Costa Rican civil servant and medical doctor (1925–2019)

Guido Miranda Gutiérrez (23 July 1925 – 20 February 2019) was a Costa Rican civil servant and medical doctor. Miranda is credited with spearheading the effort to push the Costa Rican Department of Social Insurance (Caja Costarricense de Seguro Social) from the capital of San José into smaller municipalities and rural regions.

==Education==
Miranda studied at Liceo de Costa Rica (Costa Rica High School) in San José. He obtained a bachelor's in science and letters in 1942 before going to study medicine and surgery at the University of Chile, where he graduated in 1949. He joined the Association of Doctors and Surgeons in Costa Rica in 1950 and began working as an intern San Juan de Dios Hospital in San José. Between 1951 and 1953, he studied at Cornell University and the University of Rochester.

==National work==
After studying in the United States, Miranda worked in various positions at San Juan de Dios Hospital, Central Hospital, and México Hospital, all within the San José area. He founded the Costa Rican Association of Internal Doctors.

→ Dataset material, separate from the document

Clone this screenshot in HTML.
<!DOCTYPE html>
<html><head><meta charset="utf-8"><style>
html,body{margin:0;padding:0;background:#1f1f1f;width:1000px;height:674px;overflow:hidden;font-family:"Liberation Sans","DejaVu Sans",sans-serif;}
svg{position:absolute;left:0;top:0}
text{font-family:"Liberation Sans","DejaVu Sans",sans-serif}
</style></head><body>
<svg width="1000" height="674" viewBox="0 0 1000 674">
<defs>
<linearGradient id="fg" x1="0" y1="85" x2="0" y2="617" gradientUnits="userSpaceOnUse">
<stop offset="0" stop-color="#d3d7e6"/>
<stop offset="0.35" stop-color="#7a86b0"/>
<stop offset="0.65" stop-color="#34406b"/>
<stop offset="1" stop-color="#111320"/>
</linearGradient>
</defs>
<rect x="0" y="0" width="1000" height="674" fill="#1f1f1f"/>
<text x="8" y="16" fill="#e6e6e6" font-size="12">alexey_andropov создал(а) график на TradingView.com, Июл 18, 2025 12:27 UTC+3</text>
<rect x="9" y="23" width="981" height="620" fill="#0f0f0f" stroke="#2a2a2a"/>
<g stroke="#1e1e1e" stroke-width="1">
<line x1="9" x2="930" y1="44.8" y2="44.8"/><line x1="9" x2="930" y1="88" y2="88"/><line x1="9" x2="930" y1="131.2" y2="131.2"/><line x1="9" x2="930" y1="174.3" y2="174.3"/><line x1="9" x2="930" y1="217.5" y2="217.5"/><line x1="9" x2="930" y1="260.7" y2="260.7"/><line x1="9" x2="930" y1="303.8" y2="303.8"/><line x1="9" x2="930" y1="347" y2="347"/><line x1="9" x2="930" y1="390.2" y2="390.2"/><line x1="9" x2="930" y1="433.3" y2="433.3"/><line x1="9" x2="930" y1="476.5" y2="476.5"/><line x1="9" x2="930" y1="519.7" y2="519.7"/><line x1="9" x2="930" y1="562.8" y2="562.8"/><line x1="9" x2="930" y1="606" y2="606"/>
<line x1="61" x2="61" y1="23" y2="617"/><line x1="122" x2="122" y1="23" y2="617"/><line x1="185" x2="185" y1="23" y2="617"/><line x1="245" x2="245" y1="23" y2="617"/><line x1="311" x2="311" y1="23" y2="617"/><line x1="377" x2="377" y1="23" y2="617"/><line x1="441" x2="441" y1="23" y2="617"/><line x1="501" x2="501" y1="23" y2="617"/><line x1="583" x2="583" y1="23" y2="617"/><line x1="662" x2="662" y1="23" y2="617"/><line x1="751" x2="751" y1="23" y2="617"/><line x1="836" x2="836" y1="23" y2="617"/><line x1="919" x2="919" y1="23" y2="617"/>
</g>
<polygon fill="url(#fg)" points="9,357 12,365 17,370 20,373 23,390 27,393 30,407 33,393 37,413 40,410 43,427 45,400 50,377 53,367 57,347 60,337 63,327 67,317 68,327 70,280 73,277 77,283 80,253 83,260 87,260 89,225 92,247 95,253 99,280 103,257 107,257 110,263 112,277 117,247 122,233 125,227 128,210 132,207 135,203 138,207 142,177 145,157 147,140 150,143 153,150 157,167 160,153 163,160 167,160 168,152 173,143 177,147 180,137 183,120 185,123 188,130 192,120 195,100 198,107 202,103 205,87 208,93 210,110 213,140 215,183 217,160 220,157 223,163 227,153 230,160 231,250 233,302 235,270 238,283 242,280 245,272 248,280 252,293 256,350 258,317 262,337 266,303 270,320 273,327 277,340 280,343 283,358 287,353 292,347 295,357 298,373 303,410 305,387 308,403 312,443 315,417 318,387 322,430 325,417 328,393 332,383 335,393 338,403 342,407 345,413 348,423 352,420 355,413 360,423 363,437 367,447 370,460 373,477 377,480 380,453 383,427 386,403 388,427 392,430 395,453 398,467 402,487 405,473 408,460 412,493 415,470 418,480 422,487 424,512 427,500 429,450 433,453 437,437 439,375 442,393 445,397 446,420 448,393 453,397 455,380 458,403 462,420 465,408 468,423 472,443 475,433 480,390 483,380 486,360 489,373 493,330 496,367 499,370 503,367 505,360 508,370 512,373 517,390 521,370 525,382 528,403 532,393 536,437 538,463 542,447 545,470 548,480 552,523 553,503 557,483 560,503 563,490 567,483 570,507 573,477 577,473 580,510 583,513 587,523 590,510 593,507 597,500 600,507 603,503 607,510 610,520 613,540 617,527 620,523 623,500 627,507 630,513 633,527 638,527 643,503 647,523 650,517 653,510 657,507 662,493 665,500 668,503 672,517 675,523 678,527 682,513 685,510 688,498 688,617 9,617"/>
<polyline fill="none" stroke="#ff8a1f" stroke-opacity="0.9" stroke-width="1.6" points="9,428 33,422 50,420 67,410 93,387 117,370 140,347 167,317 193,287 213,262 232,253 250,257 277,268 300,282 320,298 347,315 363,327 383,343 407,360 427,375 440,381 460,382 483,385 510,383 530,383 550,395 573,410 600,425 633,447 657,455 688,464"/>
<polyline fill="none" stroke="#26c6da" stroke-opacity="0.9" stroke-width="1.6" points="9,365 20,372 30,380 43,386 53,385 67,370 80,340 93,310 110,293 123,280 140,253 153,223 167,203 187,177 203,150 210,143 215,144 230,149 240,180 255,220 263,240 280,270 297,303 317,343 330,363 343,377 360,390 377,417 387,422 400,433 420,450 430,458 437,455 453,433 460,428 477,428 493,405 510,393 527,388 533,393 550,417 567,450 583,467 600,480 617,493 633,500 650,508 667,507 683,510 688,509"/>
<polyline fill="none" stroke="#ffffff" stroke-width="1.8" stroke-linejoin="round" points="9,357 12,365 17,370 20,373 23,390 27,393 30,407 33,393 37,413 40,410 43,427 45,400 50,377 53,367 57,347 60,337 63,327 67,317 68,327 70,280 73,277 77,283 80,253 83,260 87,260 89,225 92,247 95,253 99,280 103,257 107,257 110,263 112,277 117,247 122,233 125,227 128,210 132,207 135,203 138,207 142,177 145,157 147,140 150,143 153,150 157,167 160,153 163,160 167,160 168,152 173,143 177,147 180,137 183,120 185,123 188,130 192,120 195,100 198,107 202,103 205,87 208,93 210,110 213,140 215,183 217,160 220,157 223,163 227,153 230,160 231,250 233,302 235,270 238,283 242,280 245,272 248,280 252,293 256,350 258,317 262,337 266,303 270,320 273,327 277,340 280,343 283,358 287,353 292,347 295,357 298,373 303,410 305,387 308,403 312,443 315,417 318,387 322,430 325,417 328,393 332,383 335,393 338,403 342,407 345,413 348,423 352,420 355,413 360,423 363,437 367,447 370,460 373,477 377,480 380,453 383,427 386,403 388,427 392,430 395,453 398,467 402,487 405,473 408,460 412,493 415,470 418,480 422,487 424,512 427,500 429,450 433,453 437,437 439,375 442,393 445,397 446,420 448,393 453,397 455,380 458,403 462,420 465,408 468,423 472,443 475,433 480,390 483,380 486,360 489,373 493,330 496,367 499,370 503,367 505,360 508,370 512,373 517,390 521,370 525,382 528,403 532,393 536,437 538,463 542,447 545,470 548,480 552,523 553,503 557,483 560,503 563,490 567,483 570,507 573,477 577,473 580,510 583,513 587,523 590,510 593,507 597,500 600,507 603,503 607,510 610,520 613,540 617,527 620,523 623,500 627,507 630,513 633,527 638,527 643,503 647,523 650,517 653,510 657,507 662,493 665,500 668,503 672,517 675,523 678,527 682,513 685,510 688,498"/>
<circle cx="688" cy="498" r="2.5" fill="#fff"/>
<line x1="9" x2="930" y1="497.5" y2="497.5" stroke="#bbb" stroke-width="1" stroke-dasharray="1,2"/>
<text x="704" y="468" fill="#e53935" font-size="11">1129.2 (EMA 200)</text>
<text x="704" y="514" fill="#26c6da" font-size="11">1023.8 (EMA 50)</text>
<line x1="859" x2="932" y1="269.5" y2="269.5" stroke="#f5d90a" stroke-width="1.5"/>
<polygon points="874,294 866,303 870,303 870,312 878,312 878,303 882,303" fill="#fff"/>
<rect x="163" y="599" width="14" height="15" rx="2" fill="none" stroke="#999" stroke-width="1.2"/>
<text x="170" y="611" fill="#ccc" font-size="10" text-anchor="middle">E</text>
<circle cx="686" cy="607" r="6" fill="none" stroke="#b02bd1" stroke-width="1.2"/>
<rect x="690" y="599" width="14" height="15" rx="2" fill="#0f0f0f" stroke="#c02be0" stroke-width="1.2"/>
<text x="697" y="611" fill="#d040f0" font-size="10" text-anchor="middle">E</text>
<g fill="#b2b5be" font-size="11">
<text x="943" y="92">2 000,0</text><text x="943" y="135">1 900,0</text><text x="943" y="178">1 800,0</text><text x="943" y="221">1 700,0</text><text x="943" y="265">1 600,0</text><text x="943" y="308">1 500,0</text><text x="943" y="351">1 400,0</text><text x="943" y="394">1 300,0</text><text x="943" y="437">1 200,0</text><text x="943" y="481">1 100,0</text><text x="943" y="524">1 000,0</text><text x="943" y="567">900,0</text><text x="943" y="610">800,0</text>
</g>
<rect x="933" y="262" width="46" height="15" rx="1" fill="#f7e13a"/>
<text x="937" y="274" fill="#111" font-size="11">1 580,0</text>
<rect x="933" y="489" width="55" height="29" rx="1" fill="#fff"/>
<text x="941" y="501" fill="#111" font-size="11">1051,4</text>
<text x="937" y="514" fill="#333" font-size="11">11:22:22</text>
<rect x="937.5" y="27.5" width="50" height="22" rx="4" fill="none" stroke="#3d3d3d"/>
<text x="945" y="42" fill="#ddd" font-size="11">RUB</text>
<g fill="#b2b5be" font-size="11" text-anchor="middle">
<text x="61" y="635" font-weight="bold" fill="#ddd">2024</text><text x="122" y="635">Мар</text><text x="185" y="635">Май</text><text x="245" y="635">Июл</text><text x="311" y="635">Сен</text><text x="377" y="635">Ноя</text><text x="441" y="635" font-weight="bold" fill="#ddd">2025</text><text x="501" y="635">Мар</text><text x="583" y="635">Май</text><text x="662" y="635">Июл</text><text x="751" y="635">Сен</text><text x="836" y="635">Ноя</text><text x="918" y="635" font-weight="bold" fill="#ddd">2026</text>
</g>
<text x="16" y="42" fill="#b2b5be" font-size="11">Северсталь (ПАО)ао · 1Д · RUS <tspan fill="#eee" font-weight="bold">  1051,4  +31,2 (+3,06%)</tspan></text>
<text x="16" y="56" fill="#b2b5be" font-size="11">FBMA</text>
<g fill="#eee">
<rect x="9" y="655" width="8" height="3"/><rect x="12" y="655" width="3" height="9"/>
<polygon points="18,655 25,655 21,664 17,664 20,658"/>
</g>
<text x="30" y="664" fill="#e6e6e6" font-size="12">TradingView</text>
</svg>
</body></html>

Miranda began working for The Costa Rican Department of Social Insurance (Caja Costarricense de Seguro Social), Costa Rica's national social security and health care system when it first began. Miranda helped plan the construction of México Hospital and served as its Chief of Medicine from 1971 to 1978. Between 1982 and 1990, Miranda worked as Executive President of the CCSS, serving under presidents Luis Monge Álvarez and Óscar Arias. In this role, Miranda had a profound effect on the delivery of medical services to citizens, especially expanding its reach into rural areas. During his time working for the CCSS, Miranda was able to shepherd it through several economic crisis. He came up with payment schemes based on Britain's national healthcare system that kept the CCSS viable.

==Political philosophy==
Miranda is highly critical of recent developments to lower the CCSS services. While receiving the Rodrigo Facio Brenes Prize, Miranda claimed that society is becoming less just because minimum wages are falling and the previous guarantee of a national pension is disappearing. As such, Miranda left the National Liberation Party and joined the Citizens' Action Party.

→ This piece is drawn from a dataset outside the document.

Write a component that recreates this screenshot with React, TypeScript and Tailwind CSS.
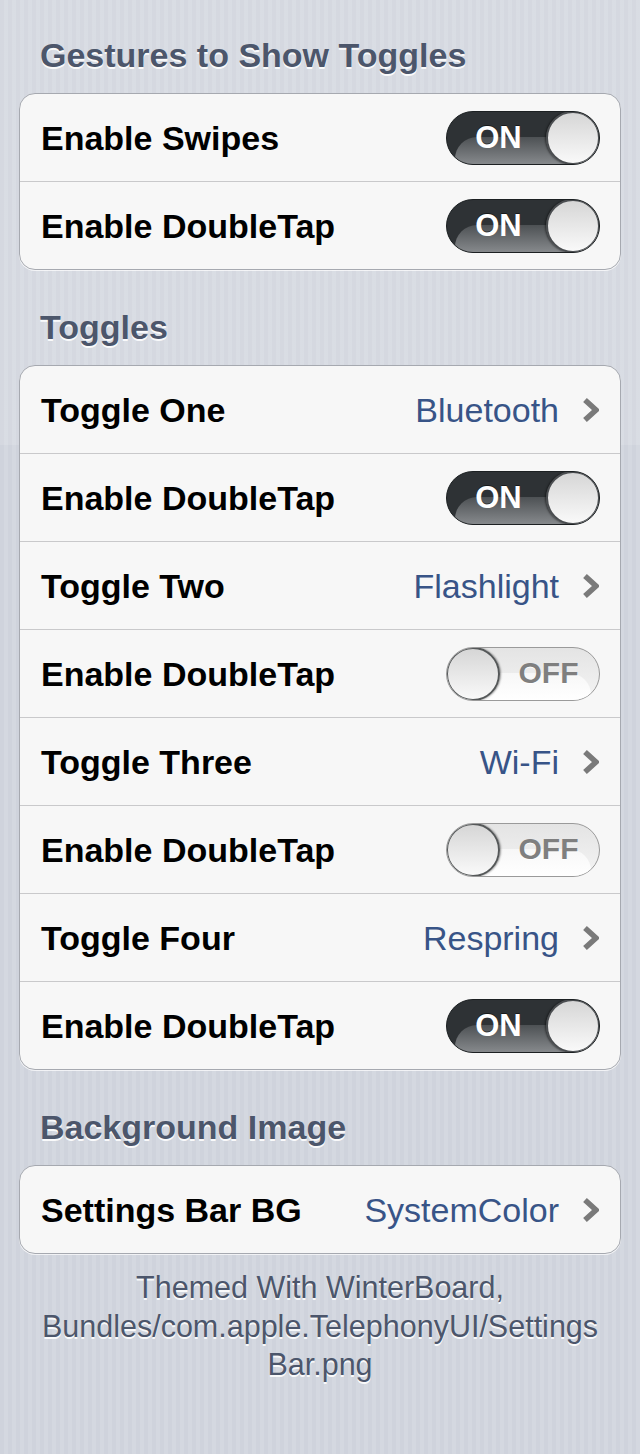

==Personal life and death==
Miranda died on 20 February 2019, at the age of 93.

==Awards==

"We do not want social security markets, we want real thinkers and reformers, like Dr. Guido Miranda."
— --Dr. José Ángel Vargas

Miranda was awarded a Meritorious Commendation from the organization Seguridad Social de Centro América y Panamá in 1983. In 1989, the Organization for Pan-American Health awarded him the Latin American Prize for the Administration of Health Services. In 2000, Miranda received an honorary degree from National Distance Education University. He is an honorary member of the National Academy of Medicine. For his work in expanding medical coverage and care, the Association of Journalists named him "Person of the Decade" in the 1980s. Miranda was also the recipient in 2012 of the Rodrigo Facio Brenes Prize, a prize given every two years in Costa Rica to a person who has contributed to the general development of political, social, and economic well-being of the country.